MAPC participants will receive a phone call every other month from the project coordinator to document that their contact information is up to date, to remind them that they are in the study and to tell them that the study is continuing. Survey data and hair samples will be gathered from them at baseline and 12 months
Centro Savila
Albuquerque, New Mexico, United States
One Hope Centro De Vida Health Center
Albuquerque, New Mexico, United States
Change in Depression
Comparison of intervention and control participants of their change in depression scores between baseline and 12 months as measured by the summed scores of the 20-item Center for Epidemiologic Studies Depression Scale (CES-D). Summed scores range from 0 to 100 with higher scores indicating higher levels of depression. Changes will be measured as 12 months - Baseline, so negative change scores indicate decreased depression.
Time frame: Baseline, 12 months
Change in Resilience
Comparison of intervention and control participants of their change in resilience scores between baseline and 12 months as measured by the summed scores of the 25-item Connor-Davidson Resilience Scale-25 (CD-RISC 25).Summed scores range from 0 to 100 with higher scores indicating higher levels of resilience. Changes will be measured as 12 months - Baseline, so positive change scores indicate increased resilience.

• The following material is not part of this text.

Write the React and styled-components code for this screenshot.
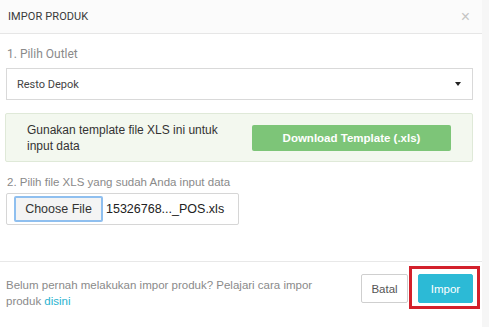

Time frame: Baseline, 12 months
Change in Social Support
Comparison of intervention and control participants of their change in social support scores between baseline and 12 months as measured by the total scaled scores of the 19-item Medical Outcomes Study Social Support Survey (MOS SSS).Total scaled scores range from 0 to 100 with higher scores indicating higher levels of social support. Changes will be measured as 12 months - Baseline, so positive change scores indicated increased social support.

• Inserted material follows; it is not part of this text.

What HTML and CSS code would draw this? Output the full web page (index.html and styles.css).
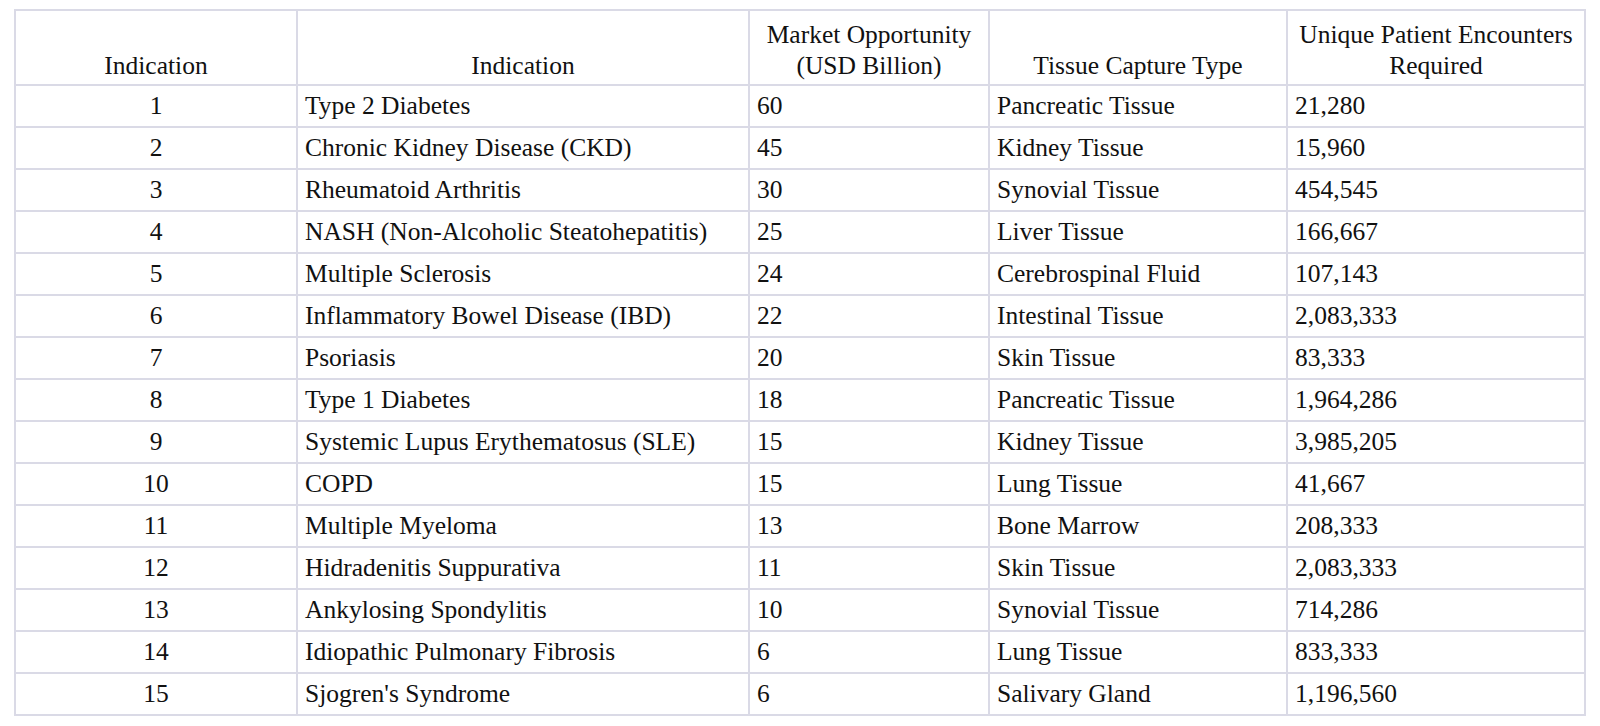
FILE: index.html
```html
<!DOCTYPE html>
<html>
<head>
<meta charset="utf-8">
<link rel="stylesheet" href="styles.css">
</head>
<body>
<table class="data">
  <colgroup>
    <col class="c1"><col class="c2"><col class="c3"><col class="c4"><col class="c5">
  </colgroup>
  <thead>
    <tr>
      <th>Indication</th>
      <th>Indication</th>
      <th>Market Opportunity<br>(USD Billion)</th>
      <th>Tissue Capture Type</th>
      <th>Unique Patient Encounters<br>Required</th>
    </tr>
  </thead>
  <tbody>
    <tr><td class="num">1</td><td>Type 2 Diabetes</td><td>60</td><td>Pancreatic Tissue</td><td>21,280</td></tr>
    <tr><td class="num">2</td><td>Chronic Kidney Disease (CKD)</td><td>45</td><td>Kidney Tissue</td><td>15,960</td></tr>
    <tr><td class="num">3</td><td>Rheumatoid Arthritis</td><td>30</td><td>Synovial Tissue</td><td>454,545</td></tr>
    <tr><td class="num">4</td><td>NASH (Non-Alcoholic Steatohepatitis)</td><td>25</td><td>Liver Tissue</td><td>166,667</td></tr>
    <tr><td class="num">5</td><td>Multiple Sclerosis</td><td>24</td><td>Cerebrospinal Fluid</td><td>107,143</td></tr>
    <tr><td class="num">6</td><td>Inflammatory Bowel Disease (IBD)</td><td>22</td><td>Intestinal Tissue</td><td>2,083,333</td></tr>
    <tr><td class="num">7</td><td>Psoriasis</td><td>20</td><td>Skin Tissue</td><td>83,333</td></tr>
    <tr><td class="num">8</td><td>Type 1 Diabetes</td><td>18</td><td>Pancreatic Tissue</td><td>1,964,286</td></tr>
    <tr><td class="num">9</td><td>Systemic Lupus Erythematosus (SLE)</td><td>15</td><td>Kidney Tissue</td><td>3,985,205</td></tr>
    <tr><td class="num">10</td><td>COPD</td><td>15</td><td>Lung Tissue</td><td>41,667</td></tr>
    <tr><td class="num">11</td><td>Multiple Myeloma</td><td>13</td><td>Bone Marrow</td><td>208,333</td></tr>
    <tr><td class="num">12</td><td>Hidradenitis Suppurativa</td><td>11</td><td>Skin Tissue</td><td>2,083,333</td></tr>
    <tr><td class="num">13</td><td>Ankylosing Spondylitis</td><td>10</td><td>Synovial Tissue</td><td>714,286</td></tr>
    <tr><td class="num">14</td><td>Idiopathic Pulmonary Fibrosis</td><td>6</td><td>Lung Tissue</td><td>833,333</td></tr>
    <tr><td class="num">15</td><td>Sjogren's Syndrome</td><td>6</td><td>Salivary Gland</td><td>1,196,560</td></tr>
  </tbody>
</table>
</body>
</html>
```

FILE: styles.css
```css
html, body {
  margin: 0;
  padding: 0;
  background: #ffffff;
}
body {
  padding: 9px 0 0 14px;
  font-family: "Liberation Serif", "Times New Roman", serif;
  color: #111111;
}
.data {
  border-collapse: collapse;
  table-layout: fixed;
  width: 1570px;
  font-size: 25.5px;
}
.c1 { width: 282px; }
.c2 { width: 452px; }
.c3 { width: 240px; }
.c4 { width: 298px; }
.c5 { width: 298px; }
.data th,
.data td {
  border: 2px solid #dadae6;
  padding: 4px 7px;
  line-height: 32px;
  white-space: nowrap;
  overflow: hidden;
}
.data th {
  font-weight: normal;
  text-align: center;
  vertical-align: bottom;
  line-height: 31px;
  padding: 8px 7px 3px;
}
.data td {
  height: 32px;
  text-align: left;
}
.data td.num {
  text-align: center;
}
```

Time frame: Baseline, 12 months
Change in Perceived Stress
Comparison of intervention and control participants of their change in social support scores between baseline and 12 months as measured by the summed scores of the 14-item Perceived Stress Scale (PSS-14). Summed scores range from 0 to 56 with higher scores indicating higher levels of stress. Changes will be measured as 12 months - Baseline, so negative change scores indicate decreased perceived stress.